Evangelist held for homophobic loudhailer rant

By Alan Hamilton
The TIMES

August 4, 2004

AN EVANGELIST who considers homosexuality an “abomination” has been arrested after police and passers-by in Salisbury, Wiltshire, objected to the tone and the volume of his preaching.

John Holme, 44, a computer software salesman, was released without charge on police bail pending further inquiries, after his car and trailer were seized as he bellowed his divine message through the streets of the cathedral city at the weekend.

Mr Holme, who is married with two children, was asked to tone down the volume of his sermon as he drove through busy streets in his car and trailer berating homosexuality as a wicked perversion.

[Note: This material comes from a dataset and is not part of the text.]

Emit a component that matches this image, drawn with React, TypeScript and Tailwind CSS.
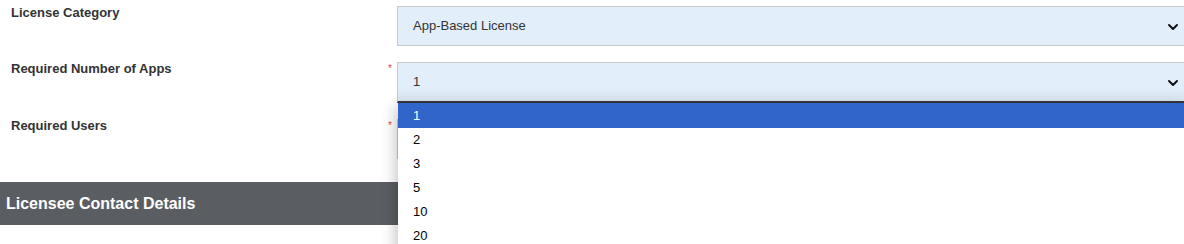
import { ChevronDown } from 'lucide-react';

const options = ['1', '2', '3', '5', '10', '20', '50'];

const Field = ({ label, value, required = false, focused = false }: { label: string; value: string; required?: boolean; focused?: boolean }) => (
  <div className="flex items-start">
    <div className="w-[386px] pl-[11px] text-[13px] font-bold leading-[13px] text-[#333]">{label}</div>
    <div className="w-[11px] pl-[2px] pt-[2px] text-[10px] leading-[10px] text-[#e5483e]">{required ? '*' : ''}</div>
    <div
      className={
        focused
          ? 'flex h-[41px] flex-1 items-center justify-between border border-b-2 border-[#c9c9c9] border-b-[#35383b] bg-gradient-to-b from-[#e3eefb] from-60% to-[#dbe5f2] pl-[15px] pr-[5px] mr-[-3px]'
          : 'flex h-[40px] flex-1 items-center justify-between border border-[#c9c9c9] bg-[#e3eefb] pl-[15px] pr-[5px] mr-[-3px]'
      }
    >
      <span className="text-[13px] text-[#333]">{value}</span>
      <ChevronDown size={16} strokeWidth={3} className="mt-[1px] text-[#111]" />
    </div>
  </div>
);

export default function App() {
  return (
    <div className="relative h-[244px] w-[1184px] overflow-hidden bg-white font-['Liberation_Sans',Arial,sans-serif]">
      <div className="flex flex-col gap-[16px] pt-[6px]">
        <Field label="License Category" value="App-Based License" />
        <Field label="Required Number of Apps" value="1" required focused />
        <Field label="Required Users" value="1" required />
      </div>

      <div className="mt-[23px] flex h-[43px] items-center bg-[#5a5e62] pl-[6px] text-[16px] font-bold text-white">
        Licensee Contact Details
      </div>

      {/* open dropdown list */}
      <div className="absolute left-[398px] top-[103px] right-0 h-[160px] rounded-tl-[3px] bg-white shadow-[-3px_3px_14px_rgba(0,0,0,0.22)]">
        {options.map((o, i) => (
          <div
            key={o}
            className={
              i === 0
                ? 'flex h-[25px] items-center bg-[#3165c9] pl-[15px] text-[13px] text-white'
                : 'flex h-[24px] items-center pl-[15px] text-[13px] text-black'
            }
          >
            {o}
          </div>
        ))}
      </div>
    </div>
  );
}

He declined, pleading his human rights, but was arrested when a police officer noticed that his trailer bore the slogan: “God says; if you reject Him you may become homosexual.”

Wiltshire police confirmed yesterday they had stopped a man after complaints from the public about his method of preaching, and about a sign on his trailer which many found offensive.

He had declined to withdraw the sign and was arrested under the Public Order Act. He continued preaching in his cell at Salisbury police station.

Yesterday Mr Holme, free but fuming at his arrest, continued to preach his message. “The Bible teaches that any form of sex outside of the marriage bed between a male man and his female wife is an abomination to God.”

He said he wished people “delivered from the bondage of sexual perversion”, but emphasised that he did not intend any violence or evil towards homosexuals.

Last month Mr Holme incurred the wrath of shopkeepers and customers in a Salisbury shopping centre who presented him with a formal request to curb the excessive noise of his oratory, which they claimed could be heard half a mile away.

Six years ago Salisbury magistrates fined Mr Holme £1,050, plus £250 costs, for attempting to preach to a local housing estate from a motorised hang-glider equipped with a megaphone. The case was brought by the Civil Aviation Authority, who claimed he had been flying too close to a populated area, even though his ill-starred flight was at times barely 6ft off the ground.

After his 1998 flight, which narrowly missed bird tables, trees and an electrified fence, Mr Holme said: “I thought that maybe if they heard this voice booming out from the sky, they would think it was God. I wanted to get through to kids on council estates, and I needed some cred.”

Mr Holme, who is an elder at his parish church in Coombe Bissett, Wiltshire, said yesterday: “The purpose of my preaching is to see people come to believe in God and put their trust in Jesus Christ for salvation. We are not born homosexual; that is logically impossible.”